2001年から始まった「量的金融緩和」
アメリカは2014年1月からテーパリング、すなわち金融緩和の縮小が始まり、すでに2015年12月から利上げを開始しています。
アメリカから遅れること6年、2014年に金融緩和を開始したユーロ圏でも、2017年中にもテーパリングのアナウンスがあるのではとささやかれています。ユーロ圏でもテーパリングが始まれば、「では日本は?」と議論が高まってくるのかもしれません。
日本での金融緩和は根が深く、意外に思うかもしれませんが最初の緩和策は2001年3月から始まっています。簡単にその流れを振り返っておきましょう。

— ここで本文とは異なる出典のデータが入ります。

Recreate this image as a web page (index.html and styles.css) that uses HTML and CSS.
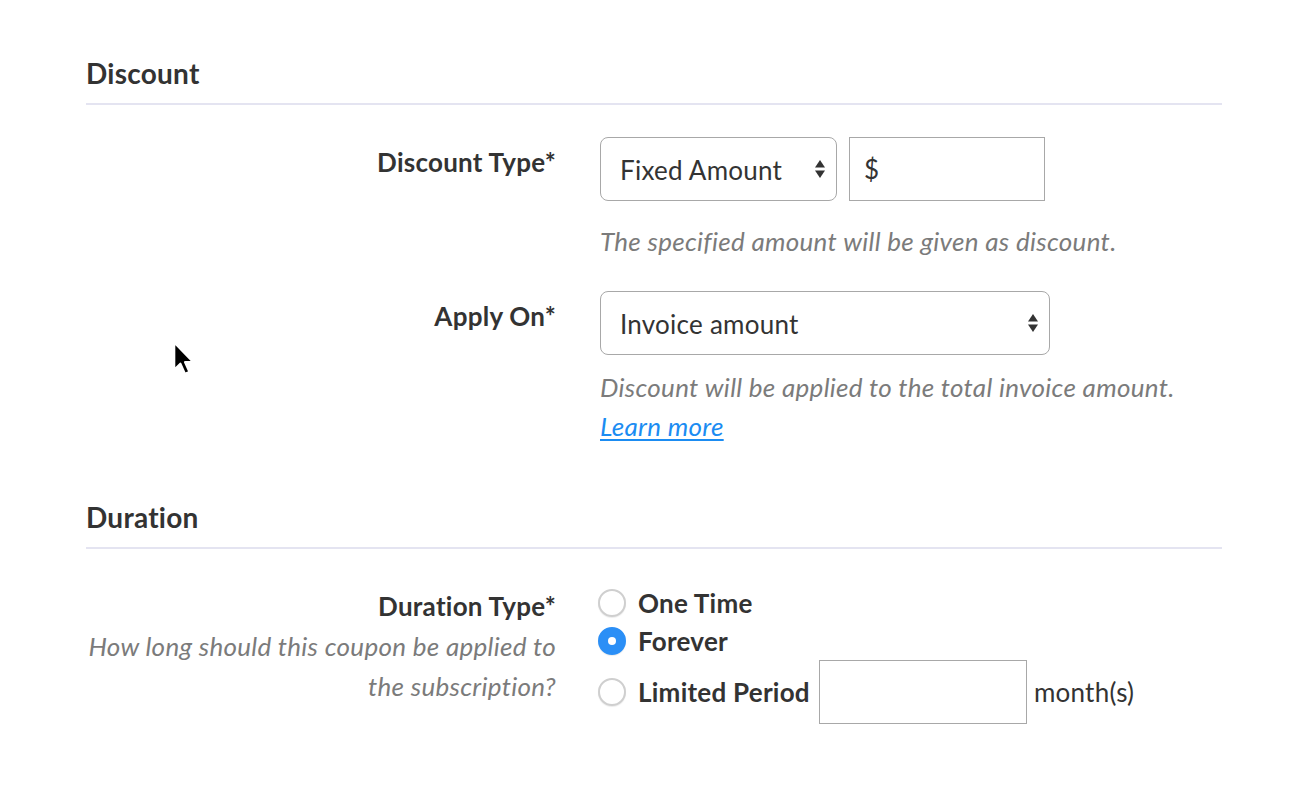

●量的金融緩和第1弾(2001年3月~2006年3月)
デフレ対策として、主要国の中央銀行で初めて非伝統的措置であるQE(量的金融緩和)の導入を決定しました。
●量的金融緩和第2弾(2008年12月~2012年2月)
第1弾に続いて非伝統的措置を強化しました。
●量的金融緩和第3弾(2013年4月~)
いわゆる異次元金融緩和「黒田バズーカ」です。翌年10月には2発目となる追加緩和策が発表され、さらに2016年1月からはマイナス金利を導入して市場を驚かせ、9月には世界でも類を見ない「イールドカーブ・コントロール」を導入しています。
出口戦略の発表がなければ「円高」に動く可能性も
私が為替ディーラーだったころ、先輩からはこう教わりました。
「中央銀行は政策金利をコントロールできるが、長期金利(新発10年物国債の利回り)を決めるのは市場だ。国債を取引する投資家や外貨準備のために購入する他国の中央銀行などからの人気が高ければ、長期金利は下がる。つまり、長期金利はそれぞれの国の人気投票みたいなものなんだ。」
財政や経済運営のしっかりした国の国債は人気が上がり、価格は上昇します。国債価格の上昇は利回りの低下です。一方で、「あの国はいつか財政破綻するかもしれない」と疑いをかけられている国の国債は不人気なので価格は下がり、利回りは上昇します。
ある国の長期金利とは、信用力をもとにした人気投票と言い換えてもいいかもしれません。人気のある国ほど、長期金利は下がり、低コストに資金を調達できます。逆にリスクを抱えた国は高い金利を提示しないと資金を調達できません。このように長期金利は中央銀行でもコントロールできない、市場の需要と供給が決めるものであるはずですし、それゆえ、長期金利は為替レートにも影響を与えます。
そんな「聖域」である長期金利に対し、日銀はイールドカーブ・コントロールという手段で介入しているのです。今、日銀は長期金利を0%近辺に張り付くよう、市場への介入を行なっています。その結果、既発の日本国債のうち、40%を日銀が保有するという構図が生まれました。禁じ手を使ってでも長期金利を低く誘導したい、ということになります。
もし日銀が買い入れを止めれば、最大の買い手が不在となり、価格は暴落、長期金利は急騰するでしょう。「もしも日銀がイールドカーブ・コントロールをやめれば、長期金利は0.35%程度まで上がるだろう」と、あるファンドマネジャーは話していました。「2年くらいすれば1%から1.5%程度まで上がるのでは」とも。
日銀はすでに2017年から、毎月の国債買い入れ額を少しずつ減額し始めています。国債の買い入れペースが徐々に鈍化していることが発覚し、「ステルス・テーパリング」と揶揄する人もいますが、そもそも2017年度の国債発行額は前年度に比べて5.8兆円(カレンダーベース)の減額です。買い入れペースが鈍化するのは当然であり、アメリカが行なったテーパリングとは意味合いが異なります。
日銀はテーパリングを行なうのか、カギを握る黒田総裁の任期は2018年4月初めまでです。市場は「これ以上の金融緩和の深掘りはない、むしろ意識するのは『出口』」との考えがコンセンサスとなっています。
黒田総裁の在任中に、①国債買い入れ目標額の削減、②長期金利の誘導目標の引き上げ、③テーパリングといった「出口」の発表があるかどうか、もし行なわなければ円高を覚悟しておく必要がありそうです。